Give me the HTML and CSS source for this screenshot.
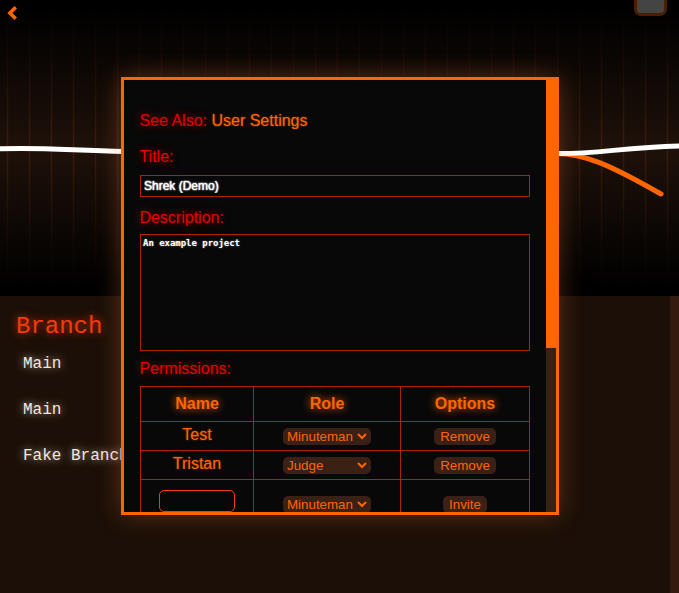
FILE: index.html
```html
<!DOCTYPE html>
<html lang="en">
<head>
<meta charset="utf-8">
<title>Project Settings</title>
<link rel="stylesheet" href="styles.css">
</head>
<body>
<main class="page">
  <section class="timeline">
    <svg class="tracks" width="679" height="296" viewBox="0 0 679 296" fill="none" stroke-linecap="round">
      <path d="M555 153.500C585 153.500 610 165 661 194" stroke="#f60" stroke-width="5"/>
      <path d="M-3 149C35 147 65 150 125 151.500M555 153.500C595 154.500 625 147 682 146" stroke="#fff" stroke-width="5"/>
    </svg>
    <svg class="back" width="12" height="16" viewBox="0 0 12 16" fill="none"><path d="M9.700 2.200 3.900 8l5.800 5.800" stroke="#f60" stroke-width="3.600"/></svg>
    <div class="avatar"></div>
  </section>
  <section class="branches">
    <h2>Branch</h2>
    <p>Main</p>
    <p>Main</p>
    <p>Fake Branch</p>
  </section>
</main>
<div class="dialog">
  <div class="content">
    <p class="label see">See Also: <a>User Settings</a></p>
    <label class="label">Title:</label>
    <input class="title" value="Shrek (Demo)">
    <label class="label desc">Description:</label>
    <textarea class="text" spellcheck="false">An example project</textarea>
    <label class="label perm">Permissions:</label>
    <div class="grid">
      <div class="cell head">Name</div><div class="cell head">Role</div><div class="cell head">Options</div>
      <div class="cell">Test</div>
      <div class="cell"><span class="select">Minuteman<svg width="10" height="7" viewBox="0 0 10 7"><path d="m1 1 4 4 4-4"/></svg></span></div>
      <div class="cell"><button>Remove</button></div>
      <div class="cell">Tristan</div>
      <div class="cell"><span class="select">Judge<svg width="10" height="7" viewBox="0 0 10 7"><path d="m1 1 4 4 4-4"/></svg></span></div>
      <div class="cell"><button>Remove</button></div>
      <div class="cell last"><input class="invite"></div>
      <div class="cell last"><span class="select">Minuteman<svg width="10" height="7" viewBox="0 0 10 7"><path d="m1 1 4 4 4-4"/></svg></span></div>
      <div class="cell last"><button>Invite</button></div>
    </div>
  </div>
  <div class="scrollbar"><div class="thumb"></div></div>
</div>
</body>
</html>
```
FILE: styles.css
```css
* { box-sizing: border-box; }
body {
  margin: 0;
  height: 593px;
  overflow: hidden;
  background: #1b0f07;
  font: 16px/18px "Liberation Sans", Arial, sans-serif;
}
p, h2 { margin: 0; }
.page { height: 593px; display: flex; flex-direction: column; }
.timeline {
  position: relative;
  height: 296px;
  flex: none;
  background:
    linear-gradient(#000 3%, transparent 50%, #000 97%),
    repeating-linear-gradient(90deg, transparent 0 6px, #25130a 6px 7px, #3a1d0e 7px 8px, #25130a 8px 9px, transparent 9px 22px),
    #1e1109;
}
.tracks { display: block; }
.back { position: absolute; left: 6px; top: 5px; }
.avatar {
  position: absolute;
  left: 634px;
  top: -17px;
  width: 33px;
  height: 33px;
  border: 3px solid #4b1e02;
  border-radius: 7px;
  background: #444;
}
.branches {
  flex: 1;
  padding: 17px 0 0 23px;
  border-right: 9px solid #351b0f;
  font-family: "Courier New", "Liberation Mono", monospace;
  color: #f5e6dd;
  text-shadow: 0 0 8px rgba(255, 230, 210, .75);
}
.branches h2 {
  margin-left: -7px;
  font-size: 24px;
  line-height: 28px;
  color: #f73b08;
  text-shadow: 0 0 8px #e63600;
}
.branches h2, .branches p { font-weight: 400; }
.branches p { height: 46px; line-height: 46px; }
.dialog {
  position: absolute;
  left: 121px;
  top: 77px;
  width: 438px;
  height: 438px;
  display: flex;
  overflow: hidden;
  border: 3px solid #f60;
  background: #080808;
  box-shadow: 0 0 24px rgba(255, 130, 65, .3);
}
.content { width: 422px; height: 432px; padding: 32px 16px 0; overflow: hidden; }
.scrollbar { width: 10px; background: #3a2015; }
.thumb { height: 268px; background: #f60; }
.label { display: block; text-indent: -.6px; color: #e60000; text-shadow: 0 0 8px rgba(220, 0, 0, .75); }
.see { margin-bottom: 18px; }
.see a { color: #f60; text-shadow: 0 0 2px rgba(255, 102, 0, .6); }
.title {
  display: block;
  width: 390px;
  height: 22px;
  margin: 9px 0 12px;
  padding: 0 3px;
  border: 1px solid #a92506;
  background: transparent;
  color: #fff;
  font: 12px "Liberation Sans", Arial, sans-serif;
  text-shadow: 0 0 2px #fff, 0 0 1px #fff;
}
.text {
  display: block;
  width: 390px;
  height: 117px;
  margin: 7px 0 9px;
  padding: 2px;
  resize: none;
  border: 1px solid #a92506;
  background: transparent;
  color: #fff;
  font: bold 9px/12px "DejaVu Sans Mono", monospace;
  letter-spacing: -.03px;
  text-shadow: 0 0 2px #888;
}
.perm { margin-bottom: 8px; }
.grid {
  display: grid;
  width: 390px;
  grid-template-columns: 113px 147px 129px;
  grid-template-rows: 35px 29px 29px 46px;
  border: solid #a92506;
  border-width: 1px 0 0 1px;
}
.cell {
  display: flex;
  justify-content: center;
  align-items: center;
  padding-bottom: 2px;
  border: solid #a92506;
  border-width: 0 1px 1px 0;
  color: #f60;
  text-shadow: 0 0 2px rgba(255, 102, 0, .6);
}
.head { padding: 0; font-weight: 700; text-shadow: 0 0 8px #f60; }
.select, button {
  height: 17px;
  margin-top: 3px;
  border: 0;
  border-radius: 5px;
  background: #3a2015;
  color: #f60;
  font: 13.333px/17px "Liberation Sans", Arial, sans-serif;
}
.select, .cell button { text-shadow: none; }
button { padding: 0 6px; }
.select {
  width: 88px;
  padding: 0 4px;
  display: flex;
  justify-content: space-between;
  align-items: center;
}
.select svg { fill: none; stroke: #f60; stroke-width: 2; }
.invite {
  width: 76px;
  height: 22px;
  margin-bottom: 3px;
  border: 1px solid #f33b08;
  border-radius: 5px;
  background: transparent;
}
.last { padding: 0; }
```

→ Exercise: Reproduce all of the material exactly, apart from the pictures.

→ Answer to this task:
Give me the HTML and CSS source for this screenshot.
FILE: index.html
```html
<!DOCTYPE html>
<html lang="en">
<head>
<meta charset="utf-8">
<title>Project Settings</title>
<link rel="stylesheet" href="styles.css">
</head>
<body>
<main class="page">
  <section class="timeline">
    <svg class="tracks" width="679" height="296" viewBox="0 0 679 296" fill="none" stroke-linecap="round">
      <path d="M555 153.500C585 153.500 610 165 661 194" stroke="#f60" stroke-width="5"/>
      <path d="M-3 149C35 147 65 150 125 151.500M555 153.500C595 154.500 625 147 682 146" stroke="#fff" stroke-width="5"/>
    </svg>
    <svg class="back" width="12" height="16" viewBox="0 0 12 16" fill="none"><path d="M9.700 2.200 3.900 8l5.800 5.800" stroke="#f60" stroke-width="3.600"/></svg>
    <div class="avatar"></div>
  </section>
  <section class="branches">
    <h2>Branch</h2>
    <p>Main</p>
    <p>Main</p>
    <p>Fake Branch</p>
  </section>
</main>
<div class="dialog">
  <div class="content">
    <p class="label see">See Also: <a>User Settings</a></p>
    <label class="label">Title:</label>
    <input class="title" value="Shrek (Demo)">
    <label class="label desc">Description:</label>
    <textarea class="text" spellcheck="false">An example project</textarea>
    <label class="label perm">Permissions:</label>
    <div class="grid">
      <div class="cell head">Name</div><div class="cell head">Role</div><div class="cell head">Options</div>
      <div class="cell">Test</div>
      <div class="cell"><span class="select">Minuteman<svg width="10" height="7" viewBox="0 0 10 7"><path d="m1 1 4 4 4-4"/></svg></span></div>
      <div class="cell"><button>Remove</button></div>
      <div class="cell">Tristan</div>
      <div class="cell"><span class="select">Judge<svg width="10" height="7" viewBox="0 0 10 7"><path d="m1 1 4 4 4-4"/></svg></span></div>
      <div class="cell"><button>Remove</button></div>
      <div class="cell last"><input class="invite"></div>
      <div class="cell last"><span class="select">Minuteman<svg width="10" height="7" viewBox="0 0 10 7"><path d="m1 1 4 4 4-4"/></svg></span></div>
      <div class="cell last"><button>Invite</button></div>
    </div>
  </div>
  <div class="scrollbar"><div class="thumb"></div></div>
</div>
</body>
</html>
```
FILE: styles.css
```css
* { box-sizing: border-box; }
body {
  margin: 0;
  height: 593px;
  overflow: hidden;
  background: #1b0f07;
  font: 16px/18px "Liberation Sans", Arial, sans-serif;
}
p, h2 { margin: 0; }
.page { height: 593px; display: flex; flex-direction: column; }
.timeline {
  position: relative;
  height: 296px;
  flex: none;
  background:
    linear-gradient(#000 3%, transparent 50%, #000 97%),
    repeating-linear-gradient(90deg, transparent 0 6px, #25130a 6px 7px, #3a1d0e 7px 8px, #25130a 8px 9px, transparent 9px 22px),
    #1e1109;
}
.tracks { display: block; }
.back { position: absolute; left: 6px; top: 5px; }
.avatar {
  position: absolute;
  left: 634px;
  top: -17px;
  width: 33px;
  height: 33px;
  border: 3px solid #4b1e02;
  border-radius: 7px;
  background: #444;
}
.branches {
  flex: 1;
  padding: 17px 0 0 23px;
  border-right: 9px solid #351b0f;
  font-family: "Courier New", "Liberation Mono", monospace;
  color: #f5e6dd;
  text-shadow: 0 0 8px rgba(255, 230, 210, .75);
}
.branches h2 {
  margin-left: -7px;
  font-size: 24px;
  line-height: 28px;
  color: #f73b08;
  text-shadow: 0 0 8px #e63600;
}
.branches h2, .branches p { font-weight: 400; }
.branches p { height: 46px; line-height: 46px; }
.dialog {
  position: absolute;
  left: 121px;
  top: 77px;
  width: 438px;
  height: 438px;
  display: flex;
  overflow: hidden;
  border: 3px solid #f60;
  background: #080808;
  box-shadow: 0 0 24px rgba(255, 130, 65, .3);
}
.content { width: 422px; height: 432px; padding: 32px 16px 0; overflow: hidden; }
.scrollbar { width: 10px; background: #3a2015; }
.thumb { height: 268px; background: #f60; }
.label { display: block; text-indent: -.6px; color: #e60000; text-shadow: 0 0 8px rgba(220, 0, 0, .75); }
.see { margin-bottom: 18px; }
.see a { color: #f60; text-shadow: 0 0 2px rgba(255, 102, 0, .6); }
.title {
  display: block;
  width: 390px;
  height: 22px;
  margin: 9px 0 12px;
  padding: 0 3px;
  border: 1px solid #a92506;
  background: transparent;
  color: #fff;
  font: 12px "Liberation Sans", Arial, sans-serif;
  text-shadow: 0 0 2px #fff, 0 0 1px #fff;
}
.text {
  display: block;
  width: 390px;
  height: 117px;
  margin: 7px 0 9px;
  padding: 2px;
  resize: none;
  border: 1px solid #a92506;
  background: transparent;
  color: #fff;
  font: bold 9px/12px "DejaVu Sans Mono", monospace;
  letter-spacing: -.03px;
  text-shadow: 0 0 2px #888;
}
.perm { margin-bottom: 8px; }
.grid {
  display: grid;
  width: 390px;
  grid-template-columns: 113px 147px 129px;
  grid-template-rows: 35px 29px 29px 46px;
  border: solid #a92506;
  border-width: 1px 0 0 1px;
}
.cell {
  display: flex;
  justify-content: center;
  align-items: center;
  padding-bottom: 2px;
  border: solid #a92506;
  border-width: 0 1px 1px 0;
  color: #f60;
  text-shadow: 0 0 2px rgba(255, 102, 0, .6);
}
.head { padding: 0; font-weight: 700; text-shadow: 0 0 8px #f60; }
.select, button {
  height: 17px;
  margin-top: 3px;
  border: 0;
  border-radius: 5px;
  background: #3a2015;
  color: #f60;
  font: 13.333px/17px "Liberation Sans", Arial, sans-serif;
}
.select, .cell button { text-shadow: none; }
button { padding: 0 6px; }
.select {
  width: 88px;
  padding: 0 4px;
  display: flex;
  justify-content: space-between;
  align-items: center;
}
.select svg { fill: none; stroke: #f60; stroke-width: 2; }
.invite {
  width: 76px;
  height: 22px;
  margin-bottom: 3px;
  border: 1px solid #f33b08;
  border-radius: 5px;
  background: transparent;
}
.last { padding: 0; }
```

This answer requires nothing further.